YOUR GOAL: Repeat the material verbatim. Images are excluded from the copy.

— BEGIN AVAILABLE DATA —

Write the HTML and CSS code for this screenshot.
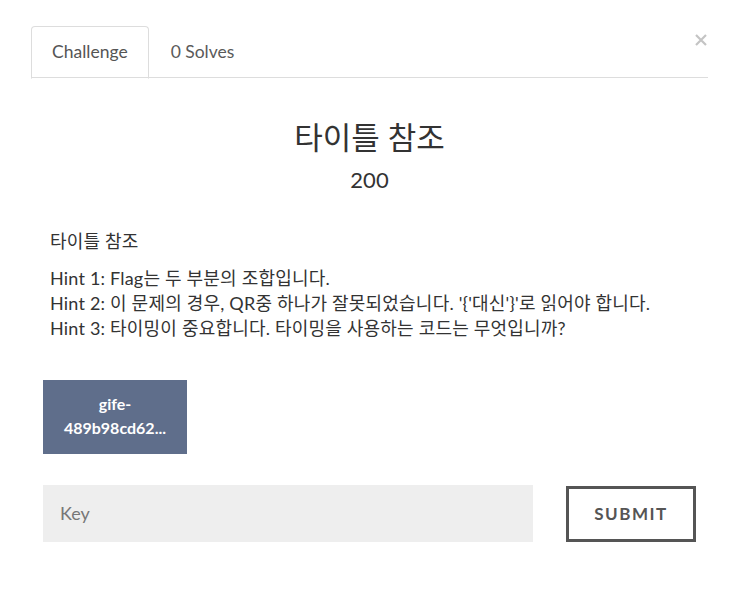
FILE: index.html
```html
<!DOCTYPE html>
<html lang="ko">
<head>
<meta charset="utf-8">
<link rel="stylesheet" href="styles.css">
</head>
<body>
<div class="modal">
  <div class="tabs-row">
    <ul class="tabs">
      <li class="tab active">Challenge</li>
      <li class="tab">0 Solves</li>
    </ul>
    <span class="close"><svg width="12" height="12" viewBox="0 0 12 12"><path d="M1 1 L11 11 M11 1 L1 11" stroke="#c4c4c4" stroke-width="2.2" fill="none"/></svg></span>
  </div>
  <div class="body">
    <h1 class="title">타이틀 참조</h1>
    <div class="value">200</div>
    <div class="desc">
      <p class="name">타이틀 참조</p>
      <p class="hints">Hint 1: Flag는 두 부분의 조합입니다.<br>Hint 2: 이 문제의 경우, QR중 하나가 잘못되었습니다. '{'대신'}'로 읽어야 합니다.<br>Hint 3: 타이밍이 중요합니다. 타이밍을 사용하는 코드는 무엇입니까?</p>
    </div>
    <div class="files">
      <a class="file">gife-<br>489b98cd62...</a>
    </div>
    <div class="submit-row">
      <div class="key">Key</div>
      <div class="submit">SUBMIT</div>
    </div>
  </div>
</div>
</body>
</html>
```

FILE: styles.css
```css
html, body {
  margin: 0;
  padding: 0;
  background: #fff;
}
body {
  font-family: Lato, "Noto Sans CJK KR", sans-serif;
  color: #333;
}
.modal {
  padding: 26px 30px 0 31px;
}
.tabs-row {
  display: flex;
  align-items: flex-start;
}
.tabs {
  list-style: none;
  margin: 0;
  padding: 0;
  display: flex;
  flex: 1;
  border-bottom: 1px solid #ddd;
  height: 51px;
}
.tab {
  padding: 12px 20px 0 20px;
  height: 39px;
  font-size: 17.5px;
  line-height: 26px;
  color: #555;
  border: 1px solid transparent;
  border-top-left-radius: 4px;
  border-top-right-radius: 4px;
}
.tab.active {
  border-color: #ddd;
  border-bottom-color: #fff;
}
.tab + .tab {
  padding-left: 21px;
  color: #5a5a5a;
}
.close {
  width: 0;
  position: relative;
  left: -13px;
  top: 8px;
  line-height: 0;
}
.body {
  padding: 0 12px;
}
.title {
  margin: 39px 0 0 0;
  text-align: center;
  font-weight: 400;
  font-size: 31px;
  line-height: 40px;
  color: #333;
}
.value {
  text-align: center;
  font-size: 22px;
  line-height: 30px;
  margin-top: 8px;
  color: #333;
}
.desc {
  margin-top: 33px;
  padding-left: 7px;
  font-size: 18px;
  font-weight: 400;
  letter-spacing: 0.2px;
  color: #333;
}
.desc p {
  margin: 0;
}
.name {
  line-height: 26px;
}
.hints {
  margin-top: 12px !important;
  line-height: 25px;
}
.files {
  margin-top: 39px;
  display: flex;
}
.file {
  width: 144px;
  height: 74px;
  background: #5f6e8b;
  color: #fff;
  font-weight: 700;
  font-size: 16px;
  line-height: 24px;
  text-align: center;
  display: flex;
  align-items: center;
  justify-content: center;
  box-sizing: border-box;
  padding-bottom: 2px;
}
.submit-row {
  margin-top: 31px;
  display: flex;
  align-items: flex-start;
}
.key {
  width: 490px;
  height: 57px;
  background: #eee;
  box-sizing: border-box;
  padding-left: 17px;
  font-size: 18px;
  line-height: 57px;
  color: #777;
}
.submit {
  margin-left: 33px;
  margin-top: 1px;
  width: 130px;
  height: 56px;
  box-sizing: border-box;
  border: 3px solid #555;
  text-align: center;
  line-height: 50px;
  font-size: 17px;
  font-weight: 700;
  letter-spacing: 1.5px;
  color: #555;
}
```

— END AVAILABLE DATA —

RESULT FOR THIS EXERCISE:
Write the HTML and CSS code for this screenshot.
FILE: index.html
```html
<!DOCTYPE html>
<html lang="ko">
<head>
<meta charset="utf-8">
<link rel="stylesheet" href="styles.css">
</head>
<body>
<div class="modal">
  <div class="tabs-row">
    <ul class="tabs">
      <li class="tab active">Challenge</li>
      <li class="tab">0 Solves</li>
    </ul>
    <span class="close"><svg width="12" height="12" viewBox="0 0 12 12"><path d="M1 1 L11 11 M11 1 L1 11" stroke="#c4c4c4" stroke-width="2.2" fill="none"/></svg></span>
  </div>
  <div class="body">
    <h1 class="title">타이틀 참조</h1>
    <div class="value">200</div>
    <div class="desc">
      <p class="name">타이틀 참조</p>
      <p class="hints">Hint 1: Flag는 두 부분의 조합입니다.<br>Hint 2: 이 문제의 경우, QR중 하나가 잘못되었습니다. '{'대신'}'로 읽어야 합니다.<br>Hint 3: 타이밍이 중요합니다. 타이밍을 사용하는 코드는 무엇입니까?</p>
    </div>
    <div class="files">
      <a class="file">gife-<br>489b98cd62...</a>
    </div>
    <div class="submit-row">
      <div class="key">Key</div>
      <div class="submit">SUBMIT</div>
    </div>
  </div>
</div>
</body>
</html>
```

FILE: styles.css
```css
html, body {
  margin: 0;
  padding: 0;
  background: #fff;
}
body {
  font-family: Lato, "Noto Sans CJK KR", sans-serif;
  color: #333;
}
.modal {
  padding: 26px 30px 0 31px;
}
.tabs-row {
  display: flex;
  align-items: flex-start;
}
.tabs {
  list-style: none;
  margin: 0;
  padding: 0;
  display: flex;
  flex: 1;
  border-bottom: 1px solid #ddd;
  height: 51px;
}
.tab {
  padding: 12px 20px 0 20px;
  height: 39px;
  font-size: 17.5px;
  line-height: 26px;
  color: #555;
  border: 1px solid transparent;
  border-top-left-radius: 4px;
  border-top-right-radius: 4px;
}
.tab.active {
  border-color: #ddd;
  border-bottom-color: #fff;
}
.tab + .tab {
  padding-left: 21px;
  color: #5a5a5a;
}
.close {
  width: 0;
  position: relative;
  left: -13px;
  top: 8px;
  line-height: 0;
}
.body {
  padding: 0 12px;
}
.title {
  margin: 39px 0 0 0;
  text-align: center;
  font-weight: 400;
  font-size: 31px;
  line-height: 40px;
  color: #333;
}
.value {
  text-align: center;
  font-size: 22px;
  line-height: 30px;
  margin-top: 8px;
  color: #333;
}
.desc {
  margin-top: 33px;
  padding-left: 7px;
  font-size: 18px;
  font-weight: 400;
  letter-spacing: 0.2px;
  color: #333;
}
.desc p {
  margin: 0;
}
.name {
  line-height: 26px;
}
.hints {
  margin-top: 12px !important;
  line-height: 25px;
}
.files {
  margin-top: 39px;
  display: flex;
}
.file {
  width: 144px;
  height: 74px;
  background: #5f6e8b;
  color: #fff;
  font-weight: 700;
  font-size: 16px;
  line-height: 24px;
  text-align: center;
  display: flex;
  align-items: center;
  justify-content: center;
  box-sizing: border-box;
  padding-bottom: 2px;
}
.submit-row {
  margin-top: 31px;
  display: flex;
  align-items: flex-start;
}
.key {
  width: 490px;
  height: 57px;
  background: #eee;
  box-sizing: border-box;
  padding-left: 17px;
  font-size: 18px;
  line-height: 57px;
  color: #777;
}
.submit {
  margin-left: 33px;
  margin-top: 1px;
  width: 130px;
  height: 56px;
  box-sizing: border-box;
  border: 3px solid #555;
  text-align: center;
  line-height: 50px;
  font-size: 17px;
  font-weight: 700;
  letter-spacing: 1.5px;
  color: #555;
}
```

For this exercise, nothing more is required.